An Ottawa researcher is asking a judge to order Canada’s national archives to speed up work on his request for old RCMP records after he was told to wait at least 80 years for a response.
In a notice of application to the Federal Court, Michael Dagg says Library and Archives Canada “has failed to establish any valid basis for the extraordinary extension of time” to process his application under the Access to Information Act.
The case is just the latest example of the frustrations and lengthy delays many users of the access law experience, particularly when trying to obtain historical records.
In March, 2018, Mr. Dagg filed an access request with Library and Archives Canada (LAC) for records on Project Anecdote, a fraud and corruption investigation by the RCMP in the late 1990s and early 2000s.
The archives identified 780,000 pages of paper and microfilm records, including investigation reports, witness statements, briefing notes, exhibits, search warrants and communications with foreign governments.
Library and Archives said it would need an extension of 29,200 days to process the request, making the due date March 25, 2098.
Mr. Dagg, a long-time user of the access law, said in an interview he asked for the RCMP records out of curiosity about the police probe. He called the delay “outrageous,” saying the archives should have a more constructive plan.
Mr. Dagg’s lawyer, Paul Champ, said that asking for an extension “measured in decades is a bad joke on Canadians.”
“It is sad that government departments view access to information legislation as an inconvenience that they can ignore. Library and Archives Canada should facilitate access to Canadians, not help to bury government secrets.”
Mr. Dagg complained in May, 2018, to the information commissioner, an ombudsman for users of the access law.
Commissioner Caroline Maynard learned that Library and Archives needed a year-and-a-half to digitize the documents and considerably more time to go through the records and excise material too sensitive to disclose.
Consultations with the RCMP and the Department of Justice were likely necessary, with a possibility of others, including foreign governments, the commissioner’s October, 2021, report said.
In addition, the 80-year estimate did not even account for processing relevant information on an array of audio-visual and digital media.
Ms. Maynard concluded that while processing the large volume of records under the standard 30-day period set out in the access law would interfere with the archives’ operations, the 80-year extension was unreasonable.
She said the link between the justifications advanced by Library and Archives and the length of the extension was not adequately explained, nor had the archives demonstrated that the work required to provide access within “any materially lesser period of time” than 80 years would interfere with its operations.

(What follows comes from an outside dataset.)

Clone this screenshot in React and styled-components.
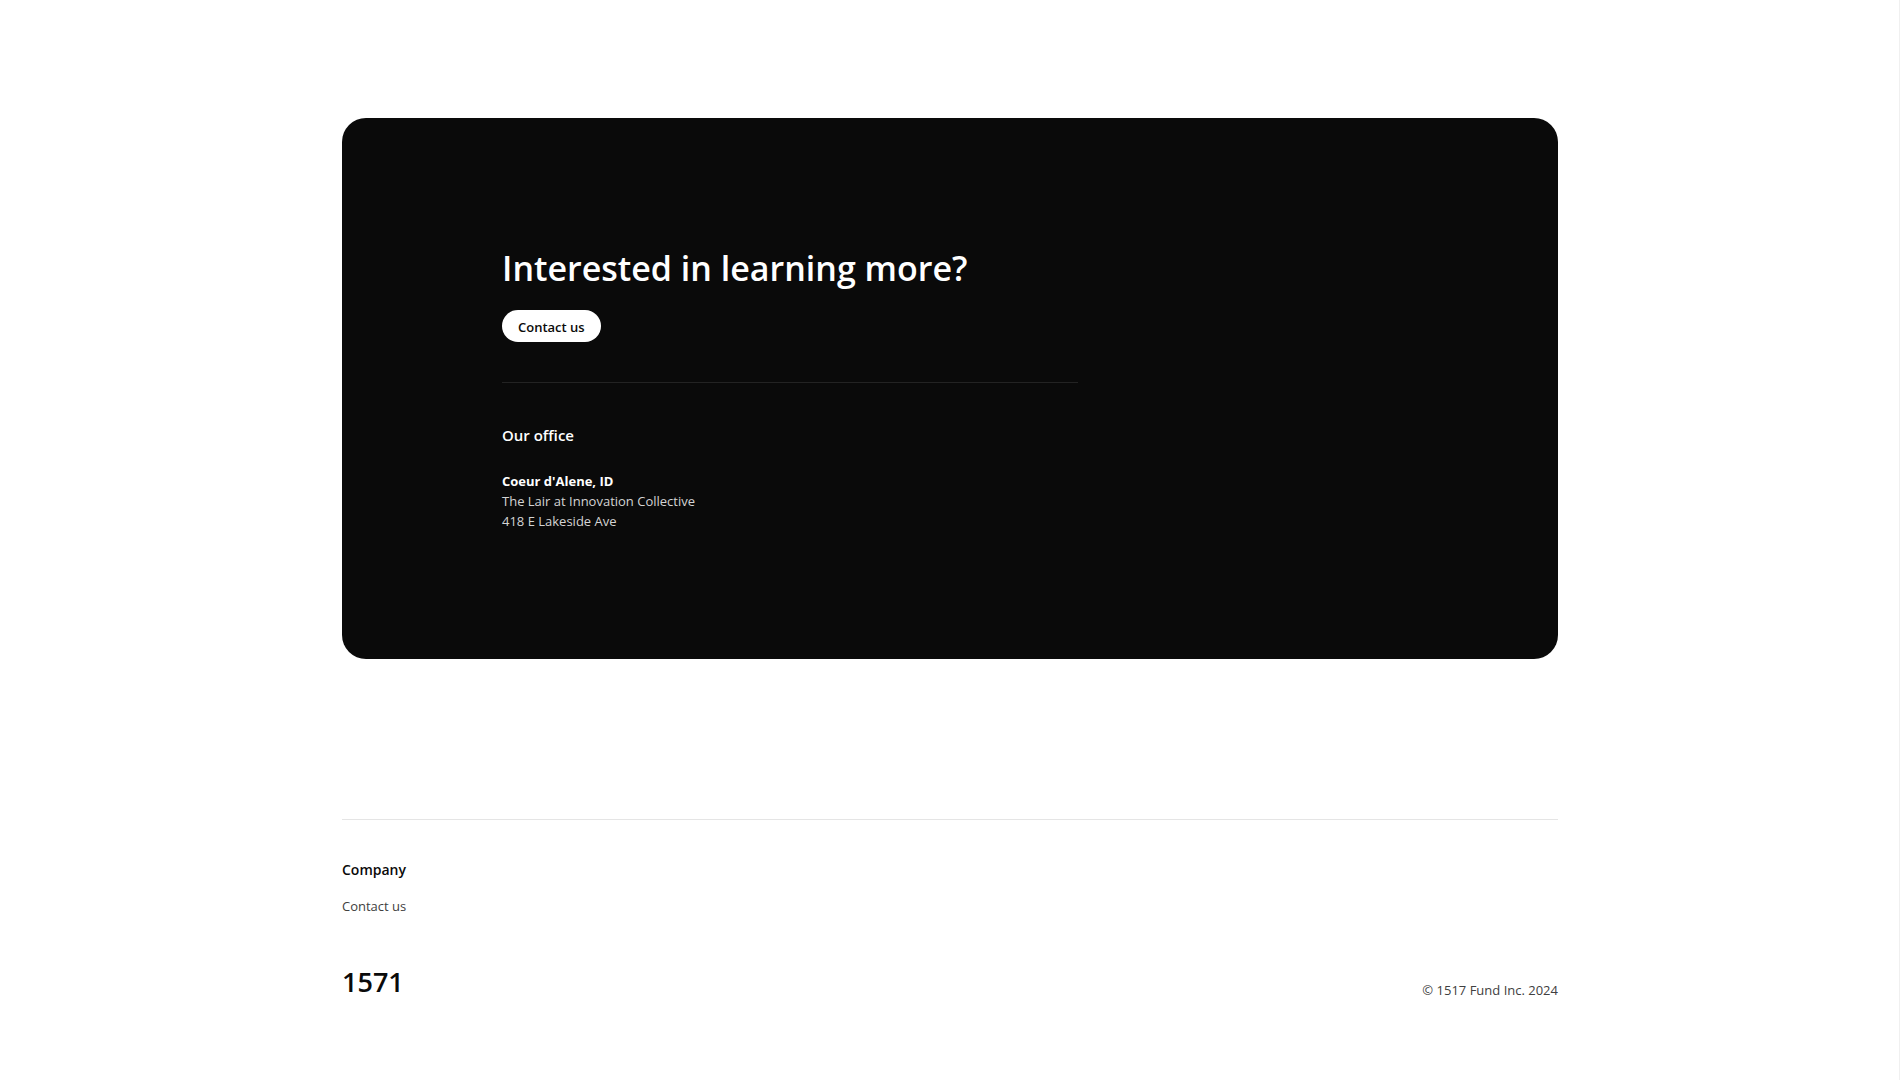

In March, 2021, LAC gave a new time-frame of 65 years to process the request. Even so, the commissioner’s report said the organization had not defined or procured the required resources to handle the request, nor worked toward completion in any meaningful way.
Ms. Maynard recommended a response to the request be provided “forthwith,” but Library and Archives refused to budge.

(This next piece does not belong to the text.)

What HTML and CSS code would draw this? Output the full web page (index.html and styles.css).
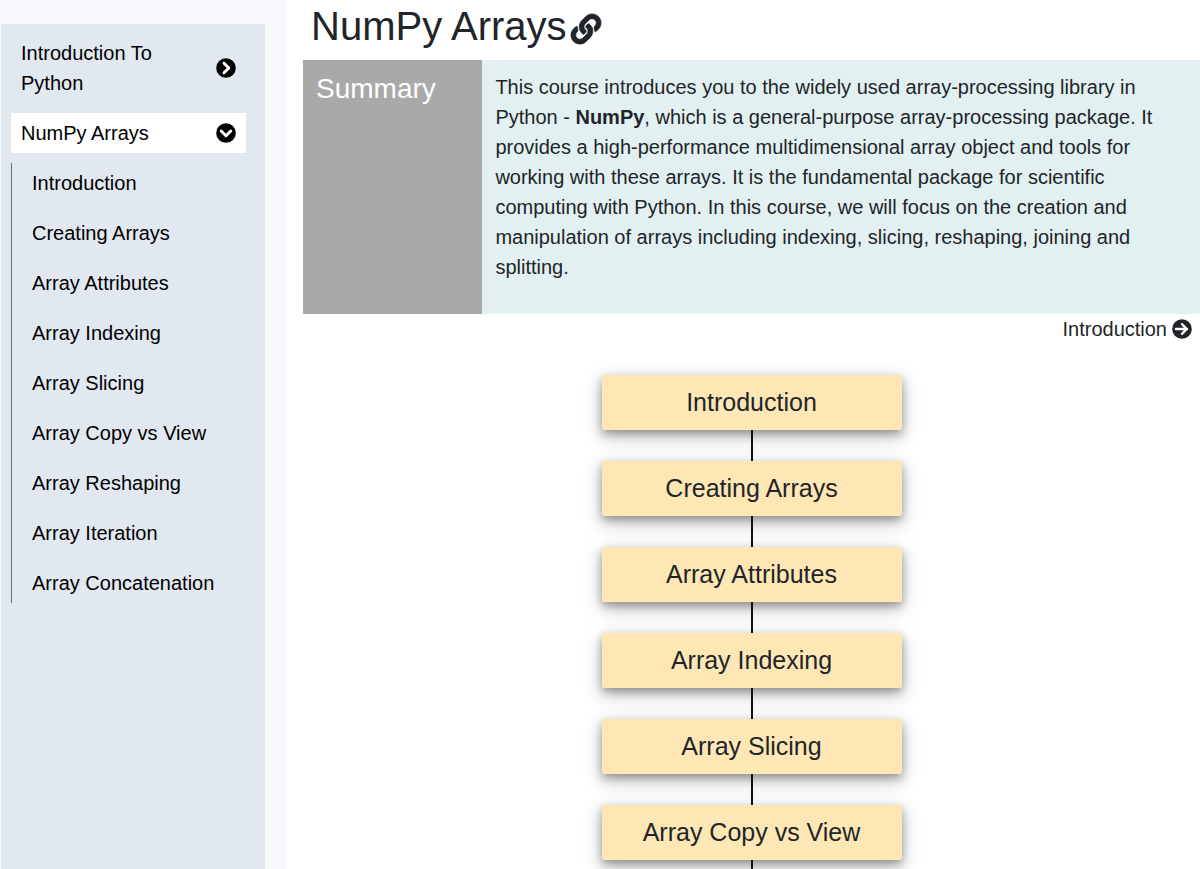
FILE: index.html
```
<!DOCTYPE html>
<html lang="en">
<head>
    <meta charset="UTF-8" />
    <meta name="viewport" content="width=device-width, initial-scale=1.0" />
    <title>NumPy Arrays</title>
    <link rel="stylesheet" href="styles.css">
</head>
<body>
<div class="layout">
    <aside class="sidebar">
        <nav class="sidebar-panel">
            <button class="course">
                <span>Introduction To Python</span>
                <svg class="icon" viewBox="0 0 20 20"><circle cx="10" cy="10" r="9.8" fill="currentColor"/><path class="mark-light" d="M8 5.2l4.8 4.8L8 14.8"/></svg>
            </button>
            <button class="course active">
                <span>NumPy Arrays</span>
                <svg class="icon" viewBox="0 0 20 20"><circle cx="10" cy="10" r="9.8" fill="currentColor"/><path class="mark-light" d="M5.2 8l4.8 4.8L14.8 8"/></svg>
            </button>
            <ul class="lessons">
                <li><a href="#introduction">Introduction</a></li>
                <li><a href="#creating">Creating Arrays</a></li>
                <li><a href="#attributes">Array Attributes</a></li>
                <li><a href="#indexing">Array Indexing</a></li>
                <li><a href="#slicing">Array Slicing</a></li>
                <li><a href="#copy-view">Array Copy vs View</a></li>
                <li><a href="#reshaping">Array Reshaping</a></li>
                <li><a href="#iteration">Array Iteration</a></li>
                <li><a href="#concatenation">Array Concatenation</a></li>
            </ul>
        </nav>
    </aside>

    <main class="content">
        <h1>
            NumPy Arrays
            <a class="permalink" href="#" aria-label="Link to this course">
                <svg viewBox="0 0 512 512"><path fill="currentColor" stroke="currentColor" stroke-width="14" d="M326.612 185.391c59.747 59.809 58.927 155.698.36 214.59-.11.12-.24.25-.36.37l-67.2 67.2c-59.27 59.27-155.699 59.262-214.96 0-59.27-59.26-59.27-155.7 0-214.96l37.106-37.106c9.84-9.84 26.786-3.3 27.294 10.606.648 17.722 3.826 35.527 9.69 52.721 1.986 5.822.567 12.262-3.783 16.612l-13.087 13.087c-28.026 28.026-28.905 73.66-1.155 101.96 28.024 28.579 74.086 28.749 102.325.51l67.2-67.19c28.191-28.191 28.073-73.757 0-101.83-3.701-3.694-7.429-6.564-10.341-8.569a16.037 16.037 0 0 1-6.947-12.606c-.396-10.567 3.348-21.456 11.698-29.806l21.054-21.055c5.521-5.521 14.182-6.199 20.584-1.731a152.482 152.482 0 0 1 20.522 17.197zM467.547 44.449c-59.261-59.262-155.69-59.27-214.96 0l-67.2 67.2c-.12.12-.25.25-.36.37-58.566 58.892-59.387 154.781.36 214.59a152.454 152.454 0 0 0 20.521 17.196c6.402 4.468 15.064 3.789 20.584-1.731l21.054-21.055c8.35-8.35 12.094-19.239 11.698-29.806a16.037 16.037 0 0 0-6.947-12.606c-2.912-2.005-6.64-4.875-10.341-8.569-28.073-28.073-28.191-73.639 0-101.83l67.2-67.19c28.239-28.239 74.3-28.069 102.325.51 27.75 28.3 26.872 73.934-1.155 101.96l-13.087 13.087c-4.35 4.35-5.769 10.79-3.783 16.612 5.864 17.194 9.042 34.999 9.69 52.721.509 13.906 17.454 20.446 27.294 10.606l37.106-37.106c59.271-59.259 59.271-155.699.001-214.959z"/></svg>
            </a>
        </h1>

        <section class="summary">
            <h2>Summary</h2>
            <p>This course introduces you to the widely used array-processing library in Python - <strong>NumPy</strong>, which is a general-purpose array-processing package. It provides a high-performance multidimensional array object and tools for working with these arrays. It is the fundamental package for scientific computing with Python. In this course, we will focus on the creation and manipulation of arrays including indexing, slicing, reshaping, joining and splitting.</p>
        </section>

        <div class="pager">
            <a href="#introduction">
                Introduction
                <svg class="icon" viewBox="0 0 20 20"><circle cx="10" cy="10" r="9.8" fill="currentColor"/><path class="mark-light arrow" d="M4 10h11M10 5.2l4.8 4.8-4.8 4.8"/></svg>
            </a>
        </div>

        <!-- course roadmap -->
        <div class="roadmap">
            <a class="step" href="#introduction">Introduction</a>
            <a class="step" href="#creating">Creating Arrays</a>
            <a class="step" href="#attributes">Array Attributes</a>
            <a class="step" href="#indexing">Array Indexing</a>
            <a class="step" href="#slicing">Array Slicing</a>
            <a class="step" href="#copy-view">Array Copy vs View</a>
        </div>
    </main>
</div>
</body>
</html>
```
FILE: styles.css
```
* {
    box-sizing: border-box;
}
body {
    margin: 0;
    font-family: "Liberation Sans", Arial, sans-serif;
    font-size: 20px;
    line-height: 30px;
    color: #212529;
    background-color: #fff;
}
a {
    color: inherit;
    text-decoration: none;
}
.layout {
    display: flex;
    height: 100vh;
    overflow: hidden;
}
.icon {
    width: 20px;
    height: 20px;
    flex-shrink: 0;
}
.mark-light {
    fill: none;
    stroke: #fff;
    stroke-width: 3;
    stroke-linecap: round;
    stroke-linejoin: round;
}
.mark-light.arrow {
    stroke-width: 2.4;
}

/* sidebar */
.sidebar {
    width: 286px;
    flex-shrink: 0;
    display: flex;
    padding: 24px 21px 0 1px;
    background-color: #f6f8fb;
    color: #000;
}
.sidebar-panel {
    flex: 1;
    display: flex;
    flex-direction: column;
    gap: 10px;
    padding: 9px 19px 0 10px;
    background-color: #e2e8f0;
}
.course {
    display: flex;
    align-items: center;
    justify-content: space-between;
    gap: 20px;
    padding: 5px 10px;
    border: none;
    background-color: transparent;
    font: inherit;
    color: inherit;
    text-align: left;
    cursor: pointer;
}
.course.active {
    background-color: #fff;
}
.lessons {
    display: flex;
    flex-direction: column;
    gap: 10px;
    margin: 0;
    padding: 0;
    list-style: none;
    border-left: 1px solid #6b6f76;
}
.lessons a {
    display: block;
    padding: 5px 0 5px 20px;
}

/* content */
.content {
    flex: 1;
    padding-left: 17px;
}
h1 {
    display: flex;
    align-items: center;
    gap: 4px;
    margin: 2px 0 10px;
    padding-left: 8px;
    font-size: 40px;
    line-height: 48px;
    font-weight: normal;
}
.permalink {
    padding-top: 6px;
}
.permalink svg {
    display: block;
    width: 30px;
    height: 30px;
    overflow: visible;
}
.summary {
    display: grid;
    grid-template-columns: 1fr 4fr;
    background-color: #e2f0f1;
}
.summary h2 {
    margin: 0;
    padding: 12px 13px;
    font-size: 28px;
    line-height: 34px;
    font-weight: normal;
    color: #fff;
    background-color: #a9a9a9;
}
.summary p {
    margin: 0;
    padding: 12px 13px 32px;
}
.pager {
    display: flex;
    justify-content: flex-end;
    padding-right: 8px;
}
.pager a {
    display: flex;
    align-items: center;
    gap: 5px;
}

/* roadmap */
.roadmap {
    display: flex;
    flex-direction: column;
    align-items: center;
    margin-top: 31px;
}
.step {
    position: relative;
    width: 300px;
    margin-bottom: 31px;
    padding: 12px;
    border-radius: 2px;
    background-color: #ffe7b5;
    box-shadow: 0 4px 8px rgba(0, 0, 0, 0.3), 0 6px 20px rgba(0, 0, 0, 0.25);
    font-size: 25px;
    line-height: 31px;
    text-align: center;
}
.step::after {
    content: "";
    position: absolute;
    top: 100%;
    left: calc(50% - 1px);
    width: 2px;
    height: 31px;
    background-color: #111;
}
```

The chief librarian and archivist said prioritizing completion “is simply not possible without severely impacting LAC’s operations, and particularly its capacity to maintain equitable services in fulfilling the requests of other Canadians.”
Mr. Dagg wants the court to order Library and Archives to process the records promptly and issue quarterly, interim releases of responsive documents while the processing of other records continues.
The information commissioner’s findings were basically ignored in this case, demonstrating how broken the system is, Mr. Champ said.
“If the Federal Court cannot stop this willful law-breaking by Archives Canada, it will highlight why reform is so badly needed.”